**Work to be completed**
Leave out any picture and return the remaining listing below exactly as given.
** start of Source excerpt **
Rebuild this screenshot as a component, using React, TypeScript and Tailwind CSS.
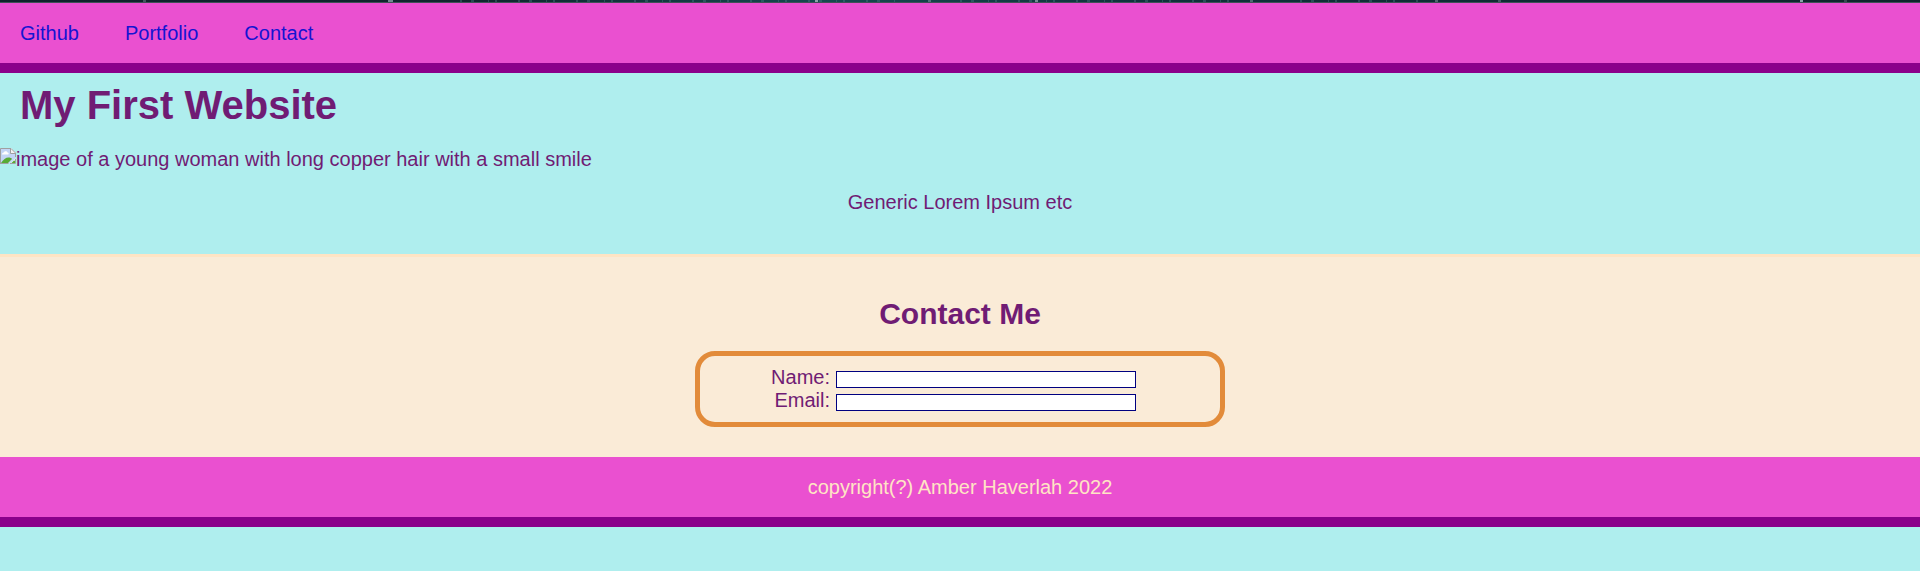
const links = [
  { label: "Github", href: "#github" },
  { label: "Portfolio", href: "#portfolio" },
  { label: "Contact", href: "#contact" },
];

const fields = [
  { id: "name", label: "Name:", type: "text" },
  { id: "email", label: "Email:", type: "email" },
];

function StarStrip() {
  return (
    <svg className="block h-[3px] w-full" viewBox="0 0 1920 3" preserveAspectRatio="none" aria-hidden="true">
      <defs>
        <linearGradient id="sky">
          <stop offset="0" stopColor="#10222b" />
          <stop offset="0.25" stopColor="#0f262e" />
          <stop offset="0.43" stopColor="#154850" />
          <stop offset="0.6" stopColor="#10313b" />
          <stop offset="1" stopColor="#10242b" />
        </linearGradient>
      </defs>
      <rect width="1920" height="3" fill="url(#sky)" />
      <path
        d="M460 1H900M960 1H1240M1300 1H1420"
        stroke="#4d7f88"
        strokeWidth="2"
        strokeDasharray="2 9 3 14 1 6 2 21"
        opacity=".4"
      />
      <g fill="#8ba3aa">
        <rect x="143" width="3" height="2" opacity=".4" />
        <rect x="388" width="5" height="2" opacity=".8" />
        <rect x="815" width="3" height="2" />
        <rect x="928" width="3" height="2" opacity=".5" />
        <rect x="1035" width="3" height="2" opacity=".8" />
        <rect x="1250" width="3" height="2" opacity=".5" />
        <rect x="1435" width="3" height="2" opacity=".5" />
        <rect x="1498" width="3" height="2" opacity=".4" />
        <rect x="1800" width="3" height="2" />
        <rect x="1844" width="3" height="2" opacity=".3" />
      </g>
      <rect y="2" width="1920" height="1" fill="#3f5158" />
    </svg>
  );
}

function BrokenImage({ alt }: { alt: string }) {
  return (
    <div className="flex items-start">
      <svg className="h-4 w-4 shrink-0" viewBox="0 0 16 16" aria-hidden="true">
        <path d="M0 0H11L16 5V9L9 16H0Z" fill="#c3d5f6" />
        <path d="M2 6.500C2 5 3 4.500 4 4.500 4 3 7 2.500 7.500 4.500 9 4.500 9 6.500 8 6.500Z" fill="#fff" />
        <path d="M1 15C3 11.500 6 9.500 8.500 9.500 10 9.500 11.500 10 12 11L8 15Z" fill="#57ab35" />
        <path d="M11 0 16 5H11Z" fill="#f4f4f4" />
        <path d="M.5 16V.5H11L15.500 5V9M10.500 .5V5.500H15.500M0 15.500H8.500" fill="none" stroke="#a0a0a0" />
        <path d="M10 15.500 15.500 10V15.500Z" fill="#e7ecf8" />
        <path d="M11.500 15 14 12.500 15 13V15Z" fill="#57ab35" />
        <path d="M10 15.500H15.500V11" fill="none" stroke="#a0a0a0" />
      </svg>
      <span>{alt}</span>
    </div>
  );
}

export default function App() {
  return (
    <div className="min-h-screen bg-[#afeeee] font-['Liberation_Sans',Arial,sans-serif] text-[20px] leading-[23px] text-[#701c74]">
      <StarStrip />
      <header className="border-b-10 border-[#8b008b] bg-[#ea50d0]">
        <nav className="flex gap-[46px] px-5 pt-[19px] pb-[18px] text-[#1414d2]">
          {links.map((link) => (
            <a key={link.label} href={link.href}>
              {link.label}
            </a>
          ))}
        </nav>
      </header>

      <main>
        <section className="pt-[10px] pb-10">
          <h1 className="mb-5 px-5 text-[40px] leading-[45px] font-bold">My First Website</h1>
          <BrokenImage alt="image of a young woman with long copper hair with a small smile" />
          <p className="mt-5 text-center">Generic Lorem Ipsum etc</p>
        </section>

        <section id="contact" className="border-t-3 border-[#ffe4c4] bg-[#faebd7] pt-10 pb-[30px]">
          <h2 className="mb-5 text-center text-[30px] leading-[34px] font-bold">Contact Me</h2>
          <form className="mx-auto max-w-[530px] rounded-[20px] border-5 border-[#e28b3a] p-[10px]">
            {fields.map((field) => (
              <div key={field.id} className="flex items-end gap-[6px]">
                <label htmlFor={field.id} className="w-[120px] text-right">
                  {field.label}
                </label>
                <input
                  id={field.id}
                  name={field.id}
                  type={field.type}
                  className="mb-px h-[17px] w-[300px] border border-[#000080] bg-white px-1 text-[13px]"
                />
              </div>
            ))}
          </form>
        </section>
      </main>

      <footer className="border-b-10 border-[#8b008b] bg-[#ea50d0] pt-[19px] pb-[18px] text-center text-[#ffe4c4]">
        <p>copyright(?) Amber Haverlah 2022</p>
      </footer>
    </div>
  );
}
** end of Source excerpt **
**The answer**
Rebuild this screenshot as a component, using React, TypeScript and Tailwind CSS.
const links = [
  { label: "Github", href: "#github" },
  { label: "Portfolio", href: "#portfolio" },
  { label: "Contact", href: "#contact" },
];

const fields = [
  { id: "name", label: "Name:", type: "text" },
  { id: "email", label: "Email:", type: "email" },
];

function StarStrip() {
  return (
    <svg className="block h-[3px] w-full" viewBox="0 0 1920 3" preserveAspectRatio="none" aria-hidden="true">
      <defs>
        <linearGradient id="sky">
          <stop offset="0" stopColor="#10222b" />
          <stop offset="0.25" stopColor="#0f262e" />
          <stop offset="0.43" stopColor="#154850" />
          <stop offset="0.6" stopColor="#10313b" />
          <stop offset="1" stopColor="#10242b" />
        </linearGradient>
      </defs>
      <rect width="1920" height="3" fill="url(#sky)" />
      <path
        d="M460 1H900M960 1H1240M1300 1H1420"
        stroke="#4d7f88"
        strokeWidth="2"
        strokeDasharray="2 9 3 14 1 6 2 21"
        opacity=".4"
      />
      <g fill="#8ba3aa">
        <rect x="143" width="3" height="2" opacity=".4" />
        <rect x="388" width="5" height="2" opacity=".8" />
        <rect x="815" width="3" height="2" />
        <rect x="928" width="3" height="2" opacity=".5" />
        <rect x="1035" width="3" height="2" opacity=".8" />
        <rect x="1250" width="3" height="2" opacity=".5" />
        <rect x="1435" width="3" height="2" opacity=".5" />
        <rect x="1498" width="3" height="2" opacity=".4" />
        <rect x="1800" width="3" height="2" />
        <rect x="1844" width="3" height="2" opacity=".3" />
      </g>
      <rect y="2" width="1920" height="1" fill="#3f5158" />
    </svg>
  );
}

function BrokenImage({ alt }: { alt: string }) {
  return (
    <div className="flex items-start">
      <svg className="h-4 w-4 shrink-0" viewBox="0 0 16 16" aria-hidden="true">
        <path d="M0 0H11L16 5V9L9 16H0Z" fill="#c3d5f6" />
        <path d="M2 6.500C2 5 3 4.500 4 4.500 4 3 7 2.500 7.500 4.500 9 4.500 9 6.500 8 6.500Z" fill="#fff" />
        <path d="M1 15C3 11.500 6 9.500 8.500 9.500 10 9.500 11.500 10 12 11L8 15Z" fill="#57ab35" />
        <path d="M11 0 16 5H11Z" fill="#f4f4f4" />
        <path d="M.5 16V.5H11L15.500 5V9M10.500 .5V5.500H15.500M0 15.500H8.500" fill="none" stroke="#a0a0a0" />
        <path d="M10 15.500 15.500 10V15.500Z" fill="#e7ecf8" />
        <path d="M11.500 15 14 12.500 15 13V15Z" fill="#57ab35" />
        <path d="M10 15.500H15.500V11" fill="none" stroke="#a0a0a0" />
      </svg>
      <span>{alt}</span>
    </div>
  );
}

export default function App() {
  return (
    <div className="min-h-screen bg-[#afeeee] font-['Liberation_Sans',Arial,sans-serif] text-[20px] leading-[23px] text-[#701c74]">
      <StarStrip />
      <header className="border-b-10 border-[#8b008b] bg-[#ea50d0]">
        <nav className="flex gap-[46px] px-5 pt-[19px] pb-[18px] text-[#1414d2]">
          {links.map((link) => (
            <a key={link.label} href={link.href}>
              {link.label}
            </a>
          ))}
        </nav>
      </header>

      <main>
        <section className="pt-[10px] pb-10">
          <h1 className="mb-5 px-5 text-[40px] leading-[45px] font-bold">My First Website</h1>
          <BrokenImage alt="image of a young woman with long copper hair with a small smile" />
          <p className="mt-5 text-center">Generic Lorem Ipsum etc</p>
        </section>

        <section id="contact" className="border-t-3 border-[#ffe4c4] bg-[#faebd7] pt-10 pb-[30px]">
          <h2 className="mb-5 text-center text-[30px] leading-[34px] font-bold">Contact Me</h2>
          <form className="mx-auto max-w-[530px] rounded-[20px] border-5 border-[#e28b3a] p-[10px]">
            {fields.map((field) => (
              <div key={field.id} className="flex items-end gap-[6px]">
                <label htmlFor={field.id} className="w-[120px] text-right">
                  {field.label}
                </label>
                <input
                  id={field.id}
                  name={field.id}
                  type={field.type}
                  className="mb-px h-[17px] w-[300px] border border-[#000080] bg-white px-1 text-[13px]"
                />
              </div>
            ))}
          </form>
        </section>
      </main>

      <footer className="border-b-10 border-[#8b008b] bg-[#ea50d0] pt-[19px] pb-[18px] text-center text-[#ffe4c4]">
        <p>copyright(?) Amber Haverlah 2022</p>
      </footer>
    </div>
  );
}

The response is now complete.